The reversal of a long-term trend toward lower grain prices could have profound effects on the world’s ability to feed its poor. Global grain stockpiles are being drawn down to their tightest levels in three decades, leaving the world vulnerable to shocks brought on by bad harvests. And it’s far from clear how much more land could be brought into production or to what extent advances in biotechnology might increase crop yields in the future.
American families, which spend 9.9% of their disposable income on food, are facing the fastest-rising food prices in 17 years. The consumer’s cost for everything from yogurt and popcorn to breakfast cereal and fast-food french fries is climbing. In U.S. cities last month, the average retail price of a pound loaf of whole-wheat bread was up 24% from a year ago, according to the Bureau of Labor Statistics. Whole milk hit $3.807 a gallon, up 26%.
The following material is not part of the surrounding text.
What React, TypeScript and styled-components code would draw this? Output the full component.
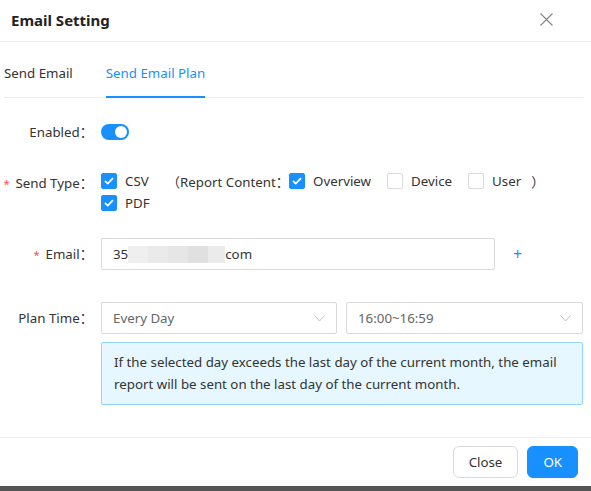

Similar increases are showing up abroad. Italian shoppers are protesting soaring pasta prices, and Mexican authorities have capped the price of corn tortillas. Pakistan is curbing wheat exports to counter rising food-price inflation while Russian authorities, worried about rising bread prices, are considering a similar clampdown.
Food companies are struggling to figure out how to pass on higher costs to supermarkets and restaurant chains, which have gotten bigger and thus gained clout since the last prolonged rise in food prices in the 1970s.
“We’re in uncharted territory,” says Christopher Fraleigh, chief executive of the food and beverage division of Sara Lee Corp., which earlier this month raised its bread prices 5%.




The biggest price rises are in corn and products that depend on corn, e.g. eggs (up 30% or more in my area), and that’s because ethanol producers compete with the chicken farmers and muffin bakers– not globalization per se, but the horrible incentivization of the ethanol industry as engineered by Archer Daniels Midland and friends.